Santa at the Bus Stop
It was a bitterly cold winter day about a week before Christmas. I lived on the outskirts of the city where the houses were few, and the wind that day swept unhampered across the prairies. I trudged through the snow, bundled up in sweaters and scarves, with my bus fare tucked inside my mitten-covered gloves. Awkwardly, I carried my Bible and my purse. I was on my way to a weekly Bible class meeting. Soon after I reached my bus stop, a Santa Claus came out of the only building nearby, about 40 feet from where I was waiting. He laughed heartily and called: “The grocery store wants me to give candy to the children, but there’s a little girl in there who’s afraid of me, so I have to wait out here in the cold until she leaves.”
Just then, I heard that Voice I often heard as I traveled about: “Ask him if he knows the true meaning of Christmas. Tell him about Jesus. Give him a tract.”

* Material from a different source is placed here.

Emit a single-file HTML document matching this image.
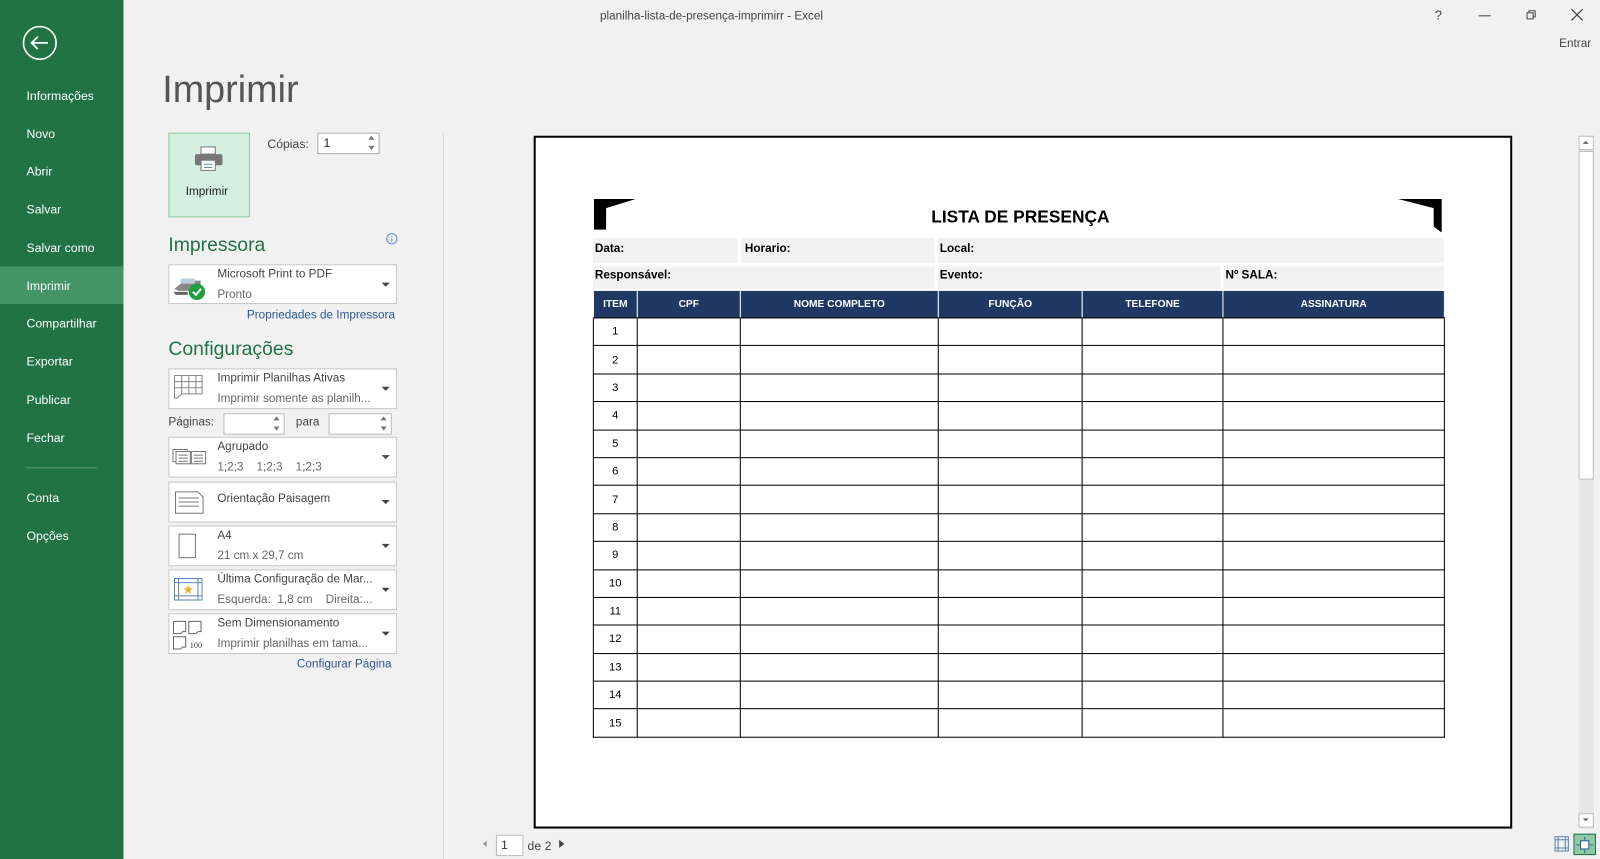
<!DOCTYPE html>
<html><head><meta charset="utf-8"><style>
*{margin:0;padding:0;box-sizing:border-box}
html,body{width:1600px;height:859px;overflow:hidden;background:#f1f1f1;font-family:"Liberation Sans",sans-serif}
#w{position:absolute;left:0;top:0;width:1568px;height:842px;transform:scale(1.0204);transform-origin:0 0}
.a{position:absolute}
.side{left:0;top:0;width:121px;height:842px;background:#217346}
.si{position:absolute;left:26px;color:#fff;font-size:12px}
.t{font-size:12px;color:#444}
.dd{position:absolute;left:165px;width:224px;background:#fff;border:1px solid #c6c6c6}
.dd .l1{position:absolute;left:47px;top:3px;font-size:11.5px;color:#444;white-space:nowrap}
.dd .l2{position:absolute;left:47px;top:23px;font-size:11.5px;color:#666;white-space:nowrap}
.dd .ar{position:absolute;right:6px;top:50%;margin-top:-2px;border-left:4px solid transparent;border-right:4px solid transparent;border-top:4px solid #444}
.h2{position:absolute;left:165px;font-size:19px;color:#217346}
.lk{position:absolute;font-size:11.5px;color:#2b5797}
.c{position:absolute;font-family:"Liberation Sans",sans-serif;font-weight:bold;font-size:11.5px;color:#000}
table{border-collapse:collapse;position:absolute;left:581px;top:284px;font-family:"Liberation Sans",sans-serif;font-size:11px}
td,th{border:1px solid #000;padding:0;text-align:center}
th{background:#1f3864;color:#fff;height:27px;font-size:10px;border-color:#fff #fff #000 #fff}
td{height:27.4px;font-size:11px}
.sp{position:absolute;border:3px solid transparent}
</style></head><body><div id="w">
<div class="a side"></div>
<svg class="a" style="left:22px;top:25px" width="34" height="34"><circle cx="17" cy="17" r="16" fill="none" stroke="#fff" stroke-width="1.6"/><path d="M9 17h16M15 11l-6 6 6 6" fill="none" stroke="#fff" stroke-width="1.8"/></svg>
<div class="si" style="top:87px">Informações</div>
<div class="si" style="top:124px">Novo</div>
<div class="si" style="top:161px">Abrir</div>
<div class="si" style="top:198px">Salvar</div>
<div class="si" style="top:236px">Salvar como</div>
<div class="a" style="left:0;top:261px;width:121px;height:37px;background:#439467"></div>
<div class="si" style="top:273px">Imprimir</div>
<div class="si" style="top:310px">Compartilhar</div>
<div class="si" style="top:347px">Exportar</div>
<div class="si" style="top:385px">Publicar</div>
<div class="si" style="top:422px">Fechar</div>
<div class="a" style="left:26px;top:458px;width:69px;height:1px;background:#5a9a74"></div>
<div class="si" style="top:481px">Conta</div>
<div class="si" style="top:518px">Opções</div>

<div class="a t" style="left:588px;top:10px;font-size:11.5px">planilha-lista-de-presença-imprimirr - Excel</div>
<div class="a t" style="left:1406px;top:7px;font-size:13px">?</div>
<div class="a" style="left:1449px;top:15px;width:12px;height:1px;background:#444"></div>
<svg class="a" style="left:1494px;top:9px" width="12" height="12"><path d="M2.5 3.5h6v6h-6zM4.5 3.5v-2h6v6h-2" fill="none" stroke="#444"/></svg>
<svg class="a" style="left:1539px;top:8px" width="13" height="13"><path d="M1 1l11 11M12 1L1 12" stroke="#444" stroke-width="1.2"/></svg>
<div class="a t" style="left:1528px;top:37px;font-size:11.5px">Entrar</div>

<div class="a" style="left:159px;top:67px;font-size:37px;color:#555;font-family:'Liberation Sans',sans-serif">Imprimir</div>
<div class="a" style="left:165px;top:130px;width:80px;height:83px;background:#d3f0e0;border:1px solid #8fc9a6"></div>
<svg class="a" style="left:190px;top:143px" width="30" height="26"><rect x="7" y="1" width="14" height="7" fill="#fff" stroke="#777"/><rect x="1" y="8" width="27" height="11" rx="2" fill="#777"/><rect x="7" y="14" width="14" height="10" fill="#fff" stroke="#777"/><path d="M10 18h8M10 21h8" stroke="#4a84c4"/></svg>
<div class="a" style="left:182px;top:182px;font-size:11.5px;color:#222">Imprimir</div>
<div class="a t" style="left:262px;top:134px">Cópias:</div>
<div class="a" style="left:311px;top:130px;width:61px;height:21px;background:#fff;border:1px solid #aaa;font-size:12px;padding:2px 5px;color:#222">1</div>
<div class="sp" style="left:361px;top:133px;border-bottom:4px solid #777;border-top:0"></div>
<div class="sp" style="left:361px;top:143px;border-top:4px solid #777;border-bottom:0"></div>

<div class="h2" style="top:230px">Impressora</div>
<svg class="a" style="left:378px;top:228px" width="12" height="12"><circle cx="6" cy="6" r="5" fill="none" stroke="#5a8fd0"/><path d="M6 5v4M6 3v1" stroke="#5a8fd0"/></svg>
<div class="dd" style="top:259px;height:39px"><svg class="a" style="left:3px;top:9px" width="34" height="26"><path d="M2 14l10-8h16l-2 10H6z" fill="#888"/><rect x="8" y="4" width="14" height="5" fill="#bcd"/><path d="M1 17h14v3H3z" fill="#666"/><circle cx="24" cy="17" r="8" fill="#1e9e3c"/><path d="M20 17l3 3 5-6" stroke="#fff" stroke-width="2" fill="none"/></svg><div class="l1">Microsoft Print to PDF</div><div class="l2">Pronto</div><div class="ar"></div></div>
<div class="lk" style="left:242px;top:303px">Propriedades de Impressora</div>

<div class="h2" style="top:332px">Configurações</div>
<div class="dd" style="top:361px;height:40px"><svg class="a" style="left:4px;top:5px" width="30" height="26" fill="none" stroke="#888"><path d="M1 1h27v18H8l-4 4H1zM1 7h27M1 13h27M8 1v18M15 1v18M22 1v18"/></svg><div class="l1">Imprimir Planilhas Ativas</div><div class="l2">Imprimir somente as planilh...</div><div class="ar"></div></div>
<div class="a t" style="left:165px;top:408px;font-size:11.5px">Páginas:</div>
<div class="a" style="left:219px;top:405px;width:60px;height:21px;background:#fff;border:1px solid #bbb"></div>
<div class="sp" style="left:268px;top:408px;border-bottom:4px solid #777;border-top:0"></div>
<div class="sp" style="left:268px;top:418px;border-top:4px solid #777;border-bottom:0"></div>
<div class="a t" style="left:290px;top:408px;font-size:11.5px">para</div>
<div class="a" style="left:322px;top:405px;width:62px;height:21px;background:#fff;border:1px solid #bbb"></div>
<div class="sp" style="left:373px;top:408px;border-bottom:4px solid #777;border-top:0"></div>
<div class="sp" style="left:373px;top:418px;border-top:4px solid #777;border-bottom:0"></div>
<div class="dd" style="top:428px;height:40px"><svg class="a" style="left:3px;top:11px" width="34" height="16" fill="none" stroke="#777"><rect x="0.5" y="0.5" width="14" height="12"/><rect x="3.5" y="2.5" width="14" height="12" fill="#fff"/><rect x="18.5" y="2.5" width="14" height="12"/><path d="M6 6h9M6 9h9M6 12h9M21 6h9M21 9h9M21 12h9"/></svg><div class="l1">Agrupado</div><div class="l2">1;2;3&nbsp;&nbsp;&nbsp; 1;2;3&nbsp;&nbsp;&nbsp; 1;2;3</div><div class="ar"></div></div>
<div class="dd" style="top:472px;height:40px"><svg class="a" style="left:5px;top:8px" width="30" height="24" fill="none" stroke="#777"><path d="M1 1h22l5 5v16H1zM4 7h20M4 11h20M4 15h20"/></svg><div class="l1" style="top:10px">Orientação Paisagem</div><div class="ar"></div></div>
<div class="dd" style="top:515px;height:40px"><div class="a" style="left:9px;top:7px;width:17px;height:24px;border:1px solid #777"></div><div class="l1">A4</div><div class="l2">21 cm x 29,7 cm</div><div class="ar"></div></div>
<div class="dd" style="top:558px;height:40px"><svg class="a" style="left:4px;top:7px" width="30" height="24" fill="none" stroke="#5b84b0"><rect x="1" y="1" width="27" height="21"/><path d="M1 5h27M1 18h27M5 1v21M24 1v21"/><path d="M14.5 7l1.5 3.5h3.5l-3 2 1 3.5-3-2-3 2 1-3.5-3-2h3.5z" fill="#f0b030" stroke="none"/></svg><div class="l1">Última Configuração de Mar...</div><div class="l2">Esquerda:&nbsp; 1,8 cm&nbsp;&nbsp;&nbsp; Direita:...</div><div class="ar"></div></div>
<div class="dd" style="top:601px;height:40px"><svg class="a" style="left:3px;top:5px" width="36" height="30" fill="none" stroke="#666"><path d="M1 2h12v10h-3l-2 2H1zM16 2h12v10h-3l-2 2h-7zM1 17h12v10h-3l-2 2H1z"/><text x="17" y="28" font-size="8" fill="#444" stroke="none" font-family="Liberation Serif">100</text></svg><div class="l1">Sem Dimensionamento</div><div class="l2">Imprimir planilhas em tama...</div><div class="ar"></div></div>
<div class="lk" style="left:291px;top:645px">Configurar Página</div>

<div class="a" style="left:434px;top:130px;width:1px;height:712px;background:#d8d8d8"></div>

<div class="a" style="left:523px;top:133px;width:959px;height:679px;background:#fff;border:2px solid #000"></div>
<svg class="a" style="left:582px;top:195px" width="42" height="31"><path d="M0 0h41l-29 9v21H0z" fill="#000"/></svg>
<svg class="a" style="left:1370px;top:195px" width="43" height="33"><path d="M0 0h43v33l-8-6V9z" fill="#000"/></svg>
<div class="a" style="left:700px;top:203px;width:600px;text-align:center;font-family:'Liberation Sans',sans-serif;font-weight:bold;font-size:17px">LISTA DE PRESENÇA</div>
<div class="a" style="left:581px;top:233px;width:142px;height:25px;background:#f2f2f2"></div>
<div class="a" style="left:726px;top:233px;width:190px;height:25px;background:#f2f2f2"></div>
<div class="a" style="left:919px;top:233px;width:496px;height:25px;background:#f2f2f2"></div>
<div class="a" style="left:581px;top:261px;width:335px;height:22px;background:#f2f2f2"></div>
<div class="a" style="left:919px;top:261px;width:277px;height:22px;background:#f2f2f2"></div>
<div class="a" style="left:1199px;top:261px;width:216px;height:22px;background:#f2f2f2"></div>
<div class="c" style="left:583px;top:238px">Data:</div>
<div class="c" style="left:730px;top:238px">Horario:</div>
<div class="c" style="left:921px;top:238px">Local:</div>
<div class="c" style="left:583px;top:264px">Responsável:</div>
<div class="c" style="left:921px;top:264px">Evento:</div>
<div class="c" style="left:1201px;top:264px">Nº SALA:</div>
<table>
<tr><th style="width:43px">ITEM</th><th style="width:101px">CPF</th><th style="width:194px">NOME COMPLETO</th><th style="width:141px">FUNÇÃO</th><th style="width:138px">TELEFONE</th><th style="width:217px">ASSINATURA</th></tr>
<tr><td>1</td><td></td><td></td><td></td><td></td><td></td></tr>
<tr><td>2</td><td></td><td></td><td></td><td></td><td></td></tr>
<tr><td>3</td><td></td><td></td><td></td><td></td><td></td></tr>
<tr><td>4</td><td></td><td></td><td></td><td></td><td></td></tr>
<tr><td>5</td><td></td><td></td><td></td><td></td><td></td></tr>
<tr><td>6</td><td></td><td></td><td></td><td></td><td></td></tr>
<tr><td>7</td><td></td><td></td><td></td><td></td><td></td></tr>
<tr><td>8</td><td></td><td></td><td></td><td></td><td></td></tr>
<tr><td>9</td><td></td><td></td><td></td><td></td><td></td></tr>
<tr><td>10</td><td></td><td></td><td></td><td></td><td></td></tr>
<tr><td>11</td><td></td><td></td><td></td><td></td><td></td></tr>
<tr><td>12</td><td></td><td></td><td></td><td></td><td></td></tr>
<tr><td>13</td><td></td><td></td><td></td><td></td><td></td></tr>
<tr><td>14</td><td></td><td></td><td></td><td></td><td></td></tr>
<tr><td>15</td><td></td><td></td><td></td><td></td><td></td></tr>
</table>

<div class="a" style="left:1547px;top:133px;width:15px;height:679px;background:#e6e6e6"></div>
<div class="a" style="left:1547px;top:133px;width:15px;height:14px;background:#fff;border:1px solid #bbb"></div>
<div class="a" style="left:1551px;top:138px;border:3px solid transparent;border-bottom:3px solid #666;border-top:0"></div>
<div class="a" style="left:1547px;top:148px;width:15px;height:322px;background:#fff;border:1px solid #bbb"></div>
<div class="a" style="left:1547px;top:797px;width:15px;height:14px;background:#fff;border:1px solid #bbb"></div>
<div class="a" style="left:1551px;top:802px;border:3px solid transparent;border-top:3px solid #666;border-bottom:0"></div>

<div class="a" style="left:473px;top:824px;border:3px solid transparent;border-right:4px solid #999;border-left:0"></div>
<div class="a" style="left:486px;top:818px;width:27px;height:21px;background:#fff;border:1px solid #bbb;font-size:12px;padding:2px 4px;color:#333">1</div>
<div class="a t" style="left:517px;top:822px">de 2</div>
<div class="a" style="left:548px;top:823px;border:4px solid transparent;border-left:5px solid #444;border-right:0"></div>
<svg class="a" style="left:1523px;top:819px" width="16" height="17" fill="none" stroke="#5b84b0"><rect x="1" y="1" width="13" height="14"/><path d="M4 1v14M11 1v14M1 4h13M1 12h13"/></svg>
<div class="a" style="left:1542px;top:817px;width:22px;height:21px;background:#8fc9a6;border:1px solid #217346"></div>
<svg class="a" style="left:1545px;top:820px" width="16" height="16" fill="none" stroke="#2b579a"><rect x="4" y="4" width="8" height="8" fill="#fff"/><path d="M8 0v3M8 13v3M0 8h3M13 8h3"/></svg>
</div></body></html>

Santa Claus was voluble and active. His hands and arms swung about like a windmill to keep warm, while he entertained me with stories about his job.
“Give him a tract,” the Voice insisted.
I looked at my hands, thick and fumbling with the gloves and mittens. I wondered if I could even get a tract out before the bus came; my Bible might fall into the snow.
“Tell him about Jesus,” whispered the Voice.
He doesn’t stop talking for a second, I argued. How can I interrupt him?
“Tell him! Tell him!”
But the bus was coming. Closer and closer it came. It was there. With a nod and a smile to Santa Claus, I boarded the bus and left him standing in the cold.
Even in the comparative warmth of the bus, I felt no comfort. I had disobeyed the Lord, and I knew it. Many times before, I had heard that Voice urging me to speak to the one who sat next to me on the bus or to someone waiting to transfer at a street corner. I usually obeyed and had many wonderful opportunities to witness for my Lord, who had saved me from a life of self-righteous arrogance.
Most people listened with interest. Occasionally I met with disdain and rebuffs. But even then my heart was always filled with a deep joy, for I found it true that: “If ye be reproached for the Name of Christ, happy are ye; for the spirit of glory and of God resteth upon you: on their part He is evil spoken of, but on your part He is glorified.” I Peter 4:14
But now, riding away from a lost opportunity, I felt no joy. Not until the warmth and blessing of the Bible class enveloped me, did I forget the jovial Santa Claus.
When I reached home that afternoon, the house was dark. I switched on the light and found my daughter Joan, then about eight lying on the couch.
“Oh, Mommy,” she cried, as soon as she saw me, “I saw the most awful thing today!” She covered her face with her hands and started to cry.
As I held her close, she told the story.
“After school I decided to go to Margaret’s house to play. And, when I began to walk down her street, a Santa Claus came running out of a house, burning up. He was screaming. We were all alone on the street and I didn’t know what to do. Then he threw himself into the snow and rolled around, and some people came out of the houses because they heard him scream. An ambulance came and took him away, but I saw him burning up, and it was awful!”
With a heavy heart I tried to comfort her. But where would I find comfort? For that Santa Claus died the next day. He had gone to his home for a bite to eat and had lit a cigarette after his snack. The flimsy material of his suit had caught fire, and, in a panic, he had run out into the windswept street.
O that he had had a Gospel tract to read! O that as he sat drinking his hot coffee he might have had words to think of, words I might have said, as:
“Do you know why they named Him Jesus? The angel said, ‘…thou shalt call His Name Jesus: for He shall save His people from their sins.’ Matthew 1:21. ‘But as many as received Him, to them gave He power to become the sons of God, even to them that believe on His Name.’ John 1:12. ‘Behold, I stand at the door, and knock: if any man hear My voice, and open the door, I will come in…’ “ Revelation 3:20.
I cannot know the Santa’s relationship to God, but I do know that I missed an opportunity, and I failed to obey the Lord. The memory of the Santa Claus always reminds me that, in serving God, we can never be sure of a second opportunity!